Near Shor's Stone, still in the Rift, she ran out of road. Exhausted, cold, underfed, and in no condition to go much further, she was barely standing when a hunter found her. His name was Toivo Russ, the son of a simple farmer. A Nord who earned his living by selling game. Not a remarkable man by any grand measure — no titles, no wealth, no particular destiny. Just someone who saw a woman sitting at the edge of collapse on his doorstep and offered her a meal and a roof without asking for anything in return.
As time passed, Nagá fell in love with Toivo, and with love came trust — so she told him the truth about her past and what she had been through: Alderween, the Thalmor, the child, what she had survived and what it had cost her. Understandably so, she was paranoid, still dreading that the Thalmor were after her as well, or that Alderween had not forgotten her and would eventually come to collect what he considered his. She told him she was likely still being hunted, that staying near her carried real risk. Toivo stayed anyway. Love, as it turned out, did not require ideal circumstances. It simply required two people who chose each other anyway.
The day Arya was born, the Thalmor found them and Nagá would never know whether it was on orders of Lord Alderween, or if it was revenge for helping their hostage child in the first place.

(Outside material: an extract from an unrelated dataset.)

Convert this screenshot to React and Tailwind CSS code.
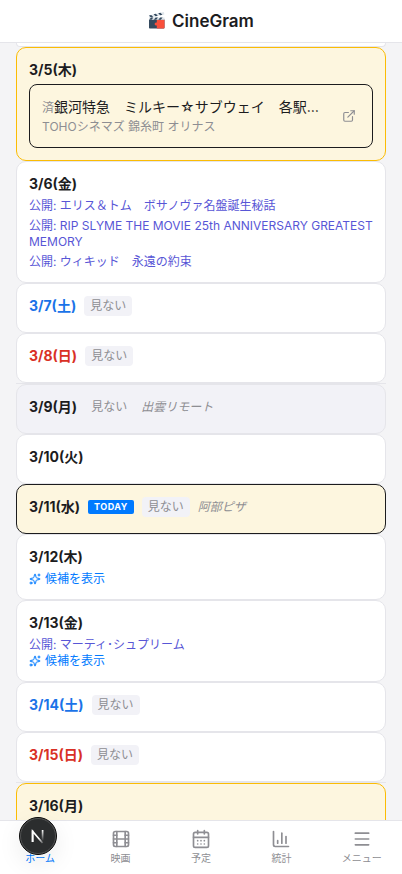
import {
  CalendarDays,
  ChartColumn,
  ExternalLink,
  Film,
  House,
  Menu,
  Sparkles,
} from 'lucide-react'

const COLOR_FECHA = {
  normal: 'text-[#1c1c1e]',
  sabado: 'text-[#1a73e8]',
  domingo: 'text-[#d93025]',
}

const ESTILO_TARJETA = {
  normal: 'border-[#e5e5ea] bg-white',
  descanso: 'border-[#e5e5ea] bg-[#f2f2f7]',
  destacado: 'border-[#fbbc04] bg-[#fdf6df]',
  hoy: 'border-[#1c1c1e] bg-[#fdf6df]',
}

const DIAS = [
  {
    fecha: '3/5(木)',
    estilo: 'destacado',
    funcion: {
      titulo: '銀河特急\u3000ミルキー☆サブウェイ\u3000各駅…',
      sala: 'TOHOシネマズ 錦糸町 オリナス',
    },
  },
  {
    fecha: '3/6(金)',
    estrenos: [
      'エリス＆トム\u3000ボサノヴァ名盤誕生秘話',
      'RIP SLYME THE MOVIE 25th ANNIVERSARY GREATEST MEMORY',
      'ウィキッド\u3000永遠の約束',
    ],
  },
  { fecha: '3/7(土)', color: 'sabado', noVer: true },
  { fecha: '3/8(日)', color: 'domingo', noVer: true },
  {
    fecha: '3/9(月)',
    estilo: 'descanso',
    noVer: true,
    nota: '出雲リモート',
    inicioSemana: true,
  },
  { fecha: '3/10(火)' },
  { fecha: '3/11(水)', estilo: 'hoy', hoy: true, noVer: true, nota: '阿部ピザ' },
  { fecha: '3/12(木)', candidatos: true },
  { fecha: '3/13(金)', estrenos: ['マーティ･シュプリーム'], candidatos: true },
  { fecha: '3/14(土)', color: 'sabado', noVer: true },
  { fecha: '3/15(日)', color: 'domingo', noVer: true },
  { fecha: '3/16(月)', estilo: 'destacado', inicioSemana: true },
]

const PESTANAS = [
  { nombre: 'ホーム', Icono: House, activa: true },
  { nombre: '映画', Icono: Film },
  { nombre: '予定', Icono: CalendarDays },
  { nombre: '統計', Icono: ChartColumn },
  { nombre: 'メニュー', Icono: Menu },
]

function Claqueta() {
  return (
    <svg viewBox="0 0 18 18" className="mb-0.5 h-[18px] w-[18px]" aria-hidden="true">
      <rect x="1" y="8" width="15.5" height="9.5" rx="0.8" fill="#34495e" />
      <path
        d="M8.8 8.8h7.7v7.9a.8.8 0 0 1-.8.8H8.8v-3a1.6 1.6 0 1 1 0-3z"
        fill="#f94f3b"
      />
      <path d="M.8 4.4 15.8 1l.6 2.4L1.4 6.8z" fill="#dfe5ea" />
      <path
        d="m1 4.4 2.2-.5 2 2-2.3.5zM5.6 3.3l2.2-.5 2 2-2.2.5zM10.2 2.3l2.2-.5 2 2-2.2.5z"
        fill="#34495e"
      />
      <rect x="1" y="6.5" width="15.5" height="2.3" fill="#dfe5ea" />
      <path
        d="M3 6.5h2.4L3.6 8.8H1.2zM7.6 6.5H10L8.2 8.8H5.8zM12.2 6.5h2.4l-1.8 2.3h-2.4z"
        fill="#34495e"
      />
    </svg>
  )
}

function LogoNext() {
  return (
    <svg viewBox="0 0 38 38" className="h-full w-full" fill="none" aria-hidden="true">
      <defs>
        <linearGradient id="diagonal" x1="18" y1="19" x2="25" y2="27" gradientUnits="userSpaceOnUse">
          <stop offset="0.3" stopColor="#fff" />
          <stop offset="1" stopColor="#fff" stopOpacity="0" />
        </linearGradient>
        <linearGradient id="vertical" x1="24" y1="13" x2="24" y2="24" gradientUnits="userSpaceOnUse">
          <stop stopColor="#fff" />
          <stop offset="1" stopColor="#fff" stopOpacity="0" />
        </linearGradient>
      </defs>
      <circle cx="19" cy="19" r="18.5" fill="#2b2d2e" stroke="#0a0a0a" />
      <circle cx="19" cy="19" r="17.5" stroke="#505152" />
      <path d="M13.6 25V14.2L23.6 26" stroke="url(#diagonal)" strokeWidth="1.7" />
      <path d="M13.6 25V13.5" stroke="#fff" strokeWidth="1.7" />
      <path d="M23.6 13v12" stroke="url(#vertical)" strokeWidth="1.7" />
    </svg>
  )
}

function Funcion({ titulo, sala }) {
  return (
    <div className="flex items-center gap-3 rounded-lg border border-[#1c1c1e] p-3">
      <div className="min-w-0 flex-1">
        <p className="truncate text-sm leading-5 text-[#1c1c1e]">
          <span className="text-xs text-[#8e8e93]">済</span>
          {titulo}
        </p>
        <p className="mt-0.5 truncate text-xs text-[#8e8e93]">{sala}</p>
      </div>
      <a href="#funcion" aria-label="詳細" className="p-1 text-[#8e8e93]">
        <ExternalLink className="h-3.5 w-3.5" />
      </a>
    </div>
  )
}

function Dia({ dia }) {
  return (
    <li className={dia.inicioSemana ? 'border-t border-[#e5e5ea]' : ''}>
      <article
        className={`rounded-[10px] border p-3 ${
          ESTILO_TARJETA[dia.estilo || 'normal']
        }`}
      >
        <div className="flex h-6 items-start gap-2">
          <h2
            className={`text-sm font-bold ${
              COLOR_FECHA[dia.color || 'normal']
            }`}
          >
            {dia.fecha}
          </h2>

          {dia.hoy && (
            <span className="mt-[3px] rounded-xs bg-[#007aff] px-1.5 text-[9px] leading-[14px] font-bold tracking-wider text-white">
              TODAY
            </span>
          )}

          {dia.noVer && (
            <button
              type="button"
              className="rounded bg-[#f2f2f7] px-1.5 text-xs leading-5 text-[#8e8e93]"
            >
              見ない
            </button>
          )}

          {dia.nota && (
            <span className="text-xs leading-5 text-[#8e8e93] italic">
              {dia.nota}
            </span>
          )}
        </div>

        {dia.funcion && <Funcion {...dia.funcion} />}

        {dia.estrenos && (
          <ul className="space-y-1 text-xs text-[#5856d6]">
            {dia.estrenos.map((estreno) => (
              <li key={estreno}>公開: {estreno}</li>
            ))}
          </ul>
        )}

        {dia.candidatos && (
          <button
            type="button"
            className="flex items-center gap-1 text-xs text-[#007aff]"
          >
            <Sparkles className="h-3 w-3" />
            候補を表示
          </button>
        )}
      </article>
    </li>
  )
}

function App() {
  return (
    <div
      lang="ja"
      className="relative flex h-screen flex-col overflow-hidden bg-[#f4f4f6] font-['Inter','Noto_Sans_CJK_JP',sans-serif]"
    >
      <header className="flex shrink-0 items-center justify-center gap-1.5 border-b border-[#e5e5ea] bg-white py-2">
        <Claqueta />
        <h1 className="text-[17px] leading-[26px] font-semibold text-[#1c1c1e]">
          CineGram
        </h1>
      </header>

      <main className="min-h-0 flex-1 overflow-hidden px-4">
        {/* Borde inferior del día anterior */}
        <div className="h-1 rounded-b-[10px] border-x border-b border-[#e5e5ea] bg-white" />
        <ul>
          {DIAS.map((dia) => (
            <Dia key={dia.fecha} dia={dia} />
          ))}
        </ul>
      </main>

      <nav className="grid shrink-0 grid-cols-5 border-t border-[#e5e5ea] bg-white py-2">
        {PESTANAS.map(({ nombre, Icono, activa }) => (
          <a
            key={nombre}
            href={`#${nombre}`}
            className={`flex flex-col items-center gap-px text-[10px] leading-4 ${
              activa ? 'text-[#007aff]' : 'text-[#8e8e93]'
            }`}
          >
            <Icono className="h-5 w-5" />
            {nombre}
          </a>
        ))}
      </nav>

      {/* Botón flotante de desarrollo */}
      <button
        type="button"
        aria-label="Next.js"
        className="absolute bottom-[19px] left-[19px] h-[38px] w-[38px] rounded-full shadow-[0_8px_24px_rgba(0,0,0,0.08)]"
      >
        <LogoNext />
      </button>
    </div>
  )
}

export default App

Toivo fought. There was no negotiation, no hesitation — just a Nord man putting himself between his family and the people who wanted them dead, with everything he had, until he had nothing left. While drawing his last breath, he still swung his axe at the attackers. As his heart stopped, he still grabbed one of them by the throat and took him along into death. Toivo bought his wife and child time to run and it cost him his life. A sacrifice he would've chosen over and over and over again…
Terrified and heartbroken, Nagá fled, dashing through the aspen and birch forest of the Rift. Wounded, bleeding, newborn pressed against her chest, she didn't stop once, pushing herself over her physical limits. Like any loving mother, she kept moving long after her body had given her every reason to stop, driven by the single, wordless certainty that the child had to live even if she did not.

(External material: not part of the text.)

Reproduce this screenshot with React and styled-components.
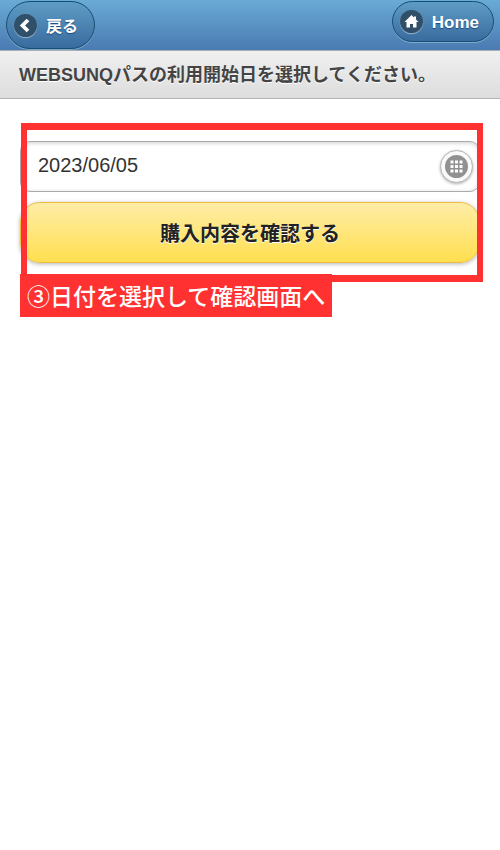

Unfortunately, Nagá did not make it far. The wounds she carried were too deep and the road too long — she bled out slowly, until her body simply had nothing left to give. She was found hours later by a farmer's wife travelling the road near Riften. Nagá was long gone by then, her body cold and still. And yet, tucked against her chest — held there by arms that had apparently refused to let go even as everything else gave out — was the baby. Alive. Impossibly so. And stubbornly crying, though cold to the touch and screaming with the kind of desperate, furious hunger that only the very young can manage. The farmer's wife stood there for a long moment, unable to quite believe what she was seeing. It was nothing short of a miracle.
She had no idea what had happened. A dead woman on the road, no signs of a struggle nearby, no one else in sight — she assumed bandits were responsible. She wrapped the baby in her own cloak, held her close for warmth, and stood there with a heavy heart and no good options. Temporarily, she took the child home. But winter was coming, resources were already stretched thin, and there was simply no room for another mouth to feed — not if her own family was to survive the cold months ahead. It broke her heart, but there was only one place she knew to bring a child who had no one left in the world — The Riften Orphanage.